Design principles
of biological circuits
Cells are constantly "making decisions" - monitoring their environment, modulating their metabolism and 'deciding' whether to divide, differentiate or die. For this, they use biochemical circuits composed of interacting genes and proteins. Advances over the past decades have mapped many of these circuits. Still, can we infer the underlying logic from the detailed circuit structure? Can we deduce the selection forces that shaped these circuits during evolution? What are the principles that govern the design and function of these circuits and how similar or different are they from principles that guide the design of man-made machines? The interplay between variability and robustness is a hallmark of biological computation: Biological systems are inherently noisy, yet control their behavior precisely. Research projects in our lab quantify biological variability and identify its genetic origins, examine how variability is buffered by molecular circuits and investigate whether variability can in fact be employed to improve cellular computation. We encourage a multi-disciplinary approach, combining wet-lab experiments, dynamic-system theory and computational data analysis. This is achieved through fruitful interactions between students with backgrounds in physics, biology, computer science, mathematics and chemistry.

Naama Barkai Lab
Department of Molecular Genetics
Weizmann Institute of Science



Featured Article
February
2021
Accumulation of cis- and trans-regulatory variations is associated with phenotypic divergence of a complex trait between yeast species
Offir Lupo, Gat Krieger, Felix Jonas, Naama Barkai
G3: Genes, Genomes, Genetics (2021) | PDF
Gene regulatory variations accumulate during evolution and alter gene expression.
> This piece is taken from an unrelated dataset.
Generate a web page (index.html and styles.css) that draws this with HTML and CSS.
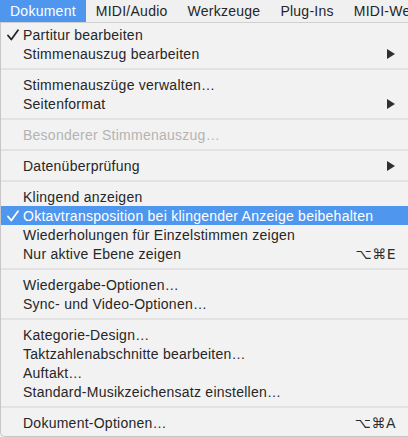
FILE: index.html
```html
<!DOCTYPE html>
<html lang="de">
<head>
<meta charset="utf-8">
<link rel="stylesheet" href="styles.css">
</head>
<body>
<div class="menubar">
  <div class="mb-item active">Dokument</div>
  <div class="mb-item">MIDI/Audio</div>
  <div class="mb-item">Werkzeuge</div>
  <div class="mb-item">Plug-Ins</div>
  <div class="mb-item">MIDI-Werkzeuge</div>
</div>
<div class="menu">
  <div class="row"><span class="check"><svg width="12" height="12" viewBox="0 0 12 12"><path d="M1 6.5 L4.3 10.5 L11 1.2" fill="none" stroke="currentColor" stroke-width="1.8" stroke-linecap="round" stroke-linejoin="round"/></svg></span><span class="label">Partitur bearbeiten</span></div>
  <div class="row"><span class="check"></span><span class="label">Stimmenauszug bearbeiten</span><span class="arrow"><svg width="8" height="10" viewBox="0 0 8 10"><polygon points="0,0 8,5 0,10" fill="currentColor"/></svg></span></div>
  <div class="sep"></div>
  <div class="row"><span class="check"></span><span class="label">Stimmenauszüge verwalten…</span></div>
  <div class="row"><span class="check"></span><span class="label">Seitenformat</span><span class="arrow"><svg width="8" height="10" viewBox="0 0 8 10"><polygon points="0,0 8,5 0,10" fill="currentColor"/></svg></span></div>
  <div class="sep"></div>
  <div class="row disabled"><span class="check"></span><span class="label">Besonderer Stimmenauszug…</span></div>
  <div class="sep"></div>
  <div class="row"><span class="check"></span><span class="label">Datenüberprüfung</span><span class="arrow"><svg width="8" height="10" viewBox="0 0 8 10"><polygon points="0,0 8,5 0,10" fill="currentColor"/></svg></span></div>
  <div class="sep"></div>
  <div class="row"><span class="check"></span><span class="label">Klingend anzeigen</span></div>
  <div class="row selected"><span class="check"><svg width="12" height="12" viewBox="0 0 12 12"><path d="M1 6.5 L4.3 10.5 L11 1.2" fill="none" stroke="currentColor" stroke-width="1.8" stroke-linecap="round" stroke-linejoin="round"/></svg></span><span class="label">Oktavtransposition bei klingender Anzeige beibehalten</span></div>
  <div class="row"><span class="check"></span><span class="label">Wiederholungen für Einzelstimmen zeigen</span></div>
  <div class="row"><span class="check"></span><span class="label">Nur aktive Ebene zeigen</span><span class="shortcut">⌥⌘E</span></div>
  <div class="sep"></div>
  <div class="row"><span class="check"></span><span class="label">Wiedergabe-Optionen…</span></div>
  <div class="row"><span class="check"></span><span class="label">Sync- und Video-Optionen…</span></div>
  <div class="sep"></div>
  <div class="row"><span class="check"></span><span class="label">Kategorie-Design…</span></div>
  <div class="row"><span class="check"></span><span class="label">Taktzahlenabschnitte bearbeiten…</span></div>
  <div class="row"><span class="check"></span><span class="label">Auftakt…</span></div>
  <div class="row"><span class="check"></span><span class="label">Standard-Musikzeichensatz einstellen…</span></div>
  <div class="sep"></div>
  <div class="row"><span class="check"></span><span class="label">Dokument-Optionen…</span><span class="shortcut">⌥⌘A</span></div>
</div>
</body>
</html>
```
FILE: styles.css
```css
html, body {
  margin: 0;
  padding: 0;
  background: #f2f2f2;
  overflow: hidden;
}
body {
  width: 408px;
  height: 437px;
  font-family: "Liberation Sans", Arial, sans-serif;
  font-size: 14px;
  letter-spacing: 0.25px;
  color: #262626;
}
.menubar {
  display: flex;
  height: 22px;
  background: #f0f0f0;
  border-bottom: 1px solid #d0d0d0;
  white-space: nowrap;
  overflow: hidden;
}
.mb-item {
  padding: 0 10px;
  line-height: 22px;
  flex: none;
}
.mb-item.active {
  background: #4f97ee;
  color: #ffffff;
}
.menu {
  display: flex;
  flex-direction: column;
  width: 420px;
  height: 414px;
  box-sizing: border-box;
  padding-top: 2px;
  background: #f2f2f2;
  border-left: 1px solid #c6c6c6;
  border-bottom: 1px solid #c6c6c6;
  border-bottom-left-radius: 5px;
}
.row {
  display: flex;
  align-items: center;
  height: 19px;
  flex: none;
  padding-right: 24px;
  white-space: nowrap;
}
.row.selected {
  background: #4f97ee;
  color: #ffffff;
}
.row.disabled {
  color: #b4b4b4;
}
.check {
  width: 22px;
  flex: none;
  display: flex;
  justify-content: flex-end;
  box-sizing: border-box;
}
.check svg {
  display: block;
  margin-right: 4px;
}
.label {
  flex: 1;
}
.arrow {
  display: flex;
  align-items: center;
  padding-right: 1px;
}
.arrow svg {
  display: block;
  color: #303030;
}
.shortcut {
  font-family: "DejaVu Sans", sans-serif;
  font-size: 14px;
  letter-spacing: 0.5px;
  color: #2a2a2a;
}
.sep {
  height: 12px;
  flex: none;
  display: flex;
  align-items: center;
}
.sep::after {
  content: "";
  display: block;
  width: 100%;
  height: 2px;
  background: #e2e2e2;
}
```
While the importance of expression variation in phenotypic evolution is well established, the molecular basis remains largely unknown. Here, we examine two closely related yeast species, Saccharomyces cerevisiae and Saccharomyces paradoxus, which show phenotypical differences in morphology and cell cycle progression when grown in the same environment. By profiling the cell cycle transcriptome and binding of key transcription factors (TFs) in the two species and their hybrid, we show that changes in expression levels and dynamics of oscillating genes are dominated by upstream trans-variations. We find that multiple cell cycle regulators show both cis- and trans-regulatory variations, which alters their expression in favor of the different cell cycle phenotypes. Moreover, we show that variations in the cell cycle TFs, Fkh1, and Fkh2 affect both the expression of target genes, and the binding specificity of an interacting TF, Ace2. Our study reveals how multiple variations accumulate and propagate through the gene regulatory network, alter TFs binding, contributing to phenotypic changes in cell cycle progression.